◆ **WHAT YOU ARE ASKED TO DO**: Find every line with the word "that". Copy those lines.

◆ **EXCERPTED DATA**:
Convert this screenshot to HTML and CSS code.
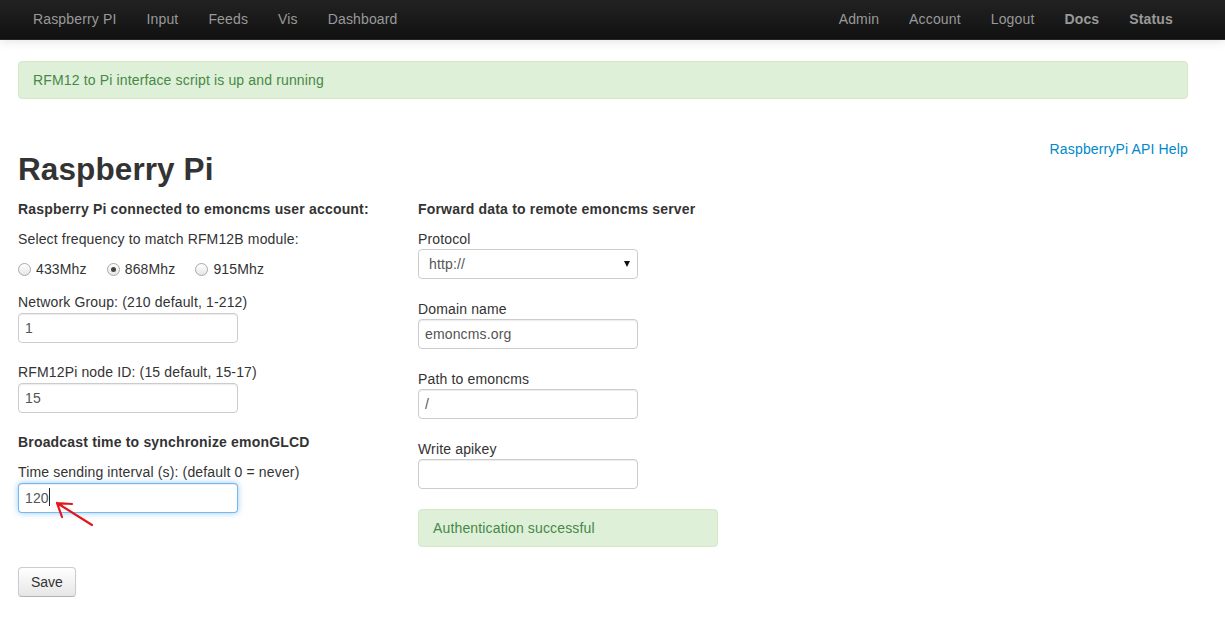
--
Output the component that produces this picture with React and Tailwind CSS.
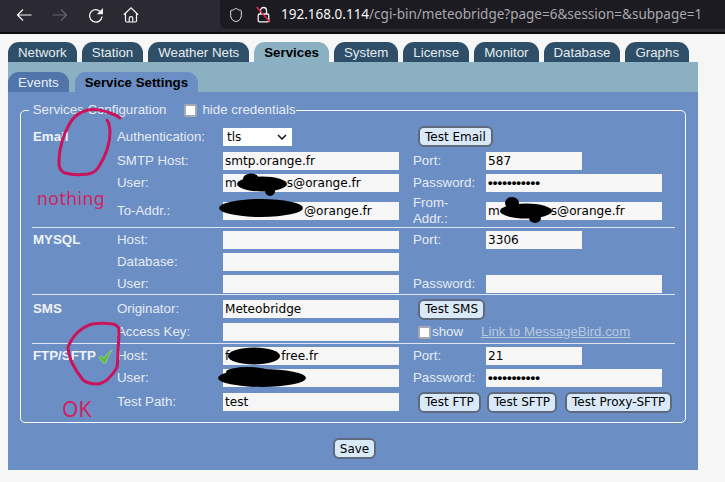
* * *
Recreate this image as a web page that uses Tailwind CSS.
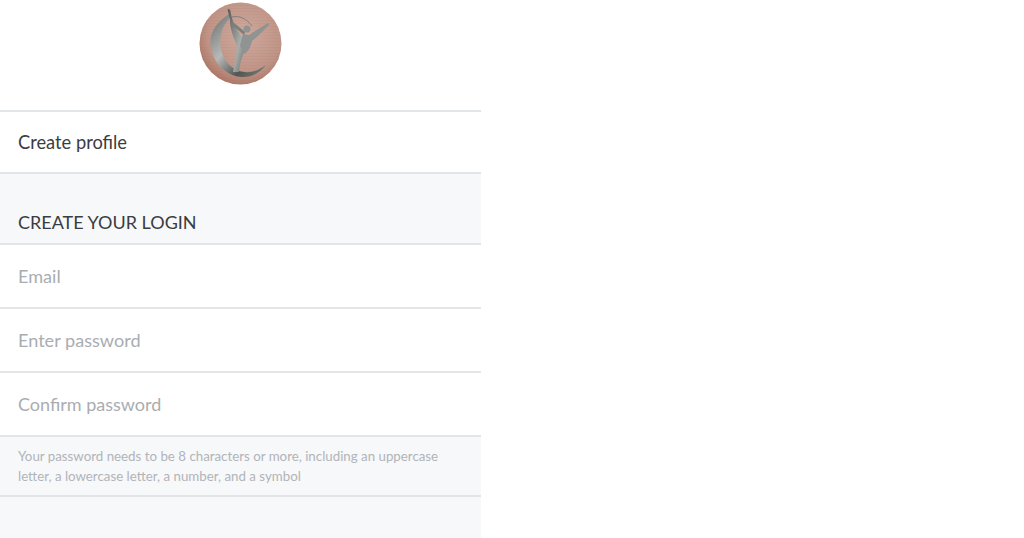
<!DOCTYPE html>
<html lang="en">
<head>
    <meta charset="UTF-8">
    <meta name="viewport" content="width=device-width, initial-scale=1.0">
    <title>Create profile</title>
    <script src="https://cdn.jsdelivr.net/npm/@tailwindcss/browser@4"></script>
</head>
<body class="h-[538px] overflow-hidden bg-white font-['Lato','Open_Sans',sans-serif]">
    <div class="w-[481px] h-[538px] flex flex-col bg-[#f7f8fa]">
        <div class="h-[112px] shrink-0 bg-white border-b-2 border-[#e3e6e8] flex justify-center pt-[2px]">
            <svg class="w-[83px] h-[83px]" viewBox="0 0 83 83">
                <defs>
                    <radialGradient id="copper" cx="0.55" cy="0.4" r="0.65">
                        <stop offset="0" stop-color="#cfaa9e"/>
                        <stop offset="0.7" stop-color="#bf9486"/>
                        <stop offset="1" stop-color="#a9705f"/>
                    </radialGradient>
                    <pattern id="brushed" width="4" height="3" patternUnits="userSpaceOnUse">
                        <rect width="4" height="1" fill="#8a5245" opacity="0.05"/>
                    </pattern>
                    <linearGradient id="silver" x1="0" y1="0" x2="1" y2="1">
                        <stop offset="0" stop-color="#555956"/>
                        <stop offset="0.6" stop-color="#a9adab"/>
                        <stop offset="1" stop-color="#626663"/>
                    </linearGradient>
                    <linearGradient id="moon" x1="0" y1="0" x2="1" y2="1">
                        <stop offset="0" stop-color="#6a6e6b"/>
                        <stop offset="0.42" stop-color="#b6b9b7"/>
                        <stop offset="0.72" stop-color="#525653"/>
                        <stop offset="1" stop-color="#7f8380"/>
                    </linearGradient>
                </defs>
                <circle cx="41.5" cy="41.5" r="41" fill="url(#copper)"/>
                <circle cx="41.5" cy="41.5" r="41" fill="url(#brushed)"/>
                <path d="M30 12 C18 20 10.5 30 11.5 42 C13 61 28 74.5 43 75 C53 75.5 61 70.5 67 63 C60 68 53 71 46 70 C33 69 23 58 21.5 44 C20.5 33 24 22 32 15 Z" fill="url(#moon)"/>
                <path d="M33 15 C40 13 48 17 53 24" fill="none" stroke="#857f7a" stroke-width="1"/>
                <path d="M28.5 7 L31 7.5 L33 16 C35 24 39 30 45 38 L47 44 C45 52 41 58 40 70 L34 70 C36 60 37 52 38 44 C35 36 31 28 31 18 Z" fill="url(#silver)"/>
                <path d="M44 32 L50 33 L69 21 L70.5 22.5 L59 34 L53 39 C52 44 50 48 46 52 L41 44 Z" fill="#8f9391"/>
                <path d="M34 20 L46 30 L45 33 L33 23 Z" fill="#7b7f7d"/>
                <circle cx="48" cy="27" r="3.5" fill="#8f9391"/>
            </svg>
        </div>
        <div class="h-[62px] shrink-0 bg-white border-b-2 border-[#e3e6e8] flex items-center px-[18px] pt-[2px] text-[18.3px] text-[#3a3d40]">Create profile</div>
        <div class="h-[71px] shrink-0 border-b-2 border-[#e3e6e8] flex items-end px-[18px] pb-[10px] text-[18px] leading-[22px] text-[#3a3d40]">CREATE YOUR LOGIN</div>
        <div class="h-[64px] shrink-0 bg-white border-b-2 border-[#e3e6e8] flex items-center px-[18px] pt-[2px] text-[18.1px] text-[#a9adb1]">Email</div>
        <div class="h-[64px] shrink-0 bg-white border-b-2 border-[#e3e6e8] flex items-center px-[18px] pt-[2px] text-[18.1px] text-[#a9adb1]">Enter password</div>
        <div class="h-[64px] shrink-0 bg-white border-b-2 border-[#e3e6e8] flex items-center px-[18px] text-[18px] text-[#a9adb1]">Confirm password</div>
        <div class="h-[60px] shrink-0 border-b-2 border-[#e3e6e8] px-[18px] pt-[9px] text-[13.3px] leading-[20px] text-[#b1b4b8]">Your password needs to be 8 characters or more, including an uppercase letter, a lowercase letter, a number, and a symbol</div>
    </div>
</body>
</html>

◆ **SOLUTION BELOW**:
Output the component that produces this picture with React and Tailwind CSS.
Recreate this image as a web page that uses Tailwind CSS.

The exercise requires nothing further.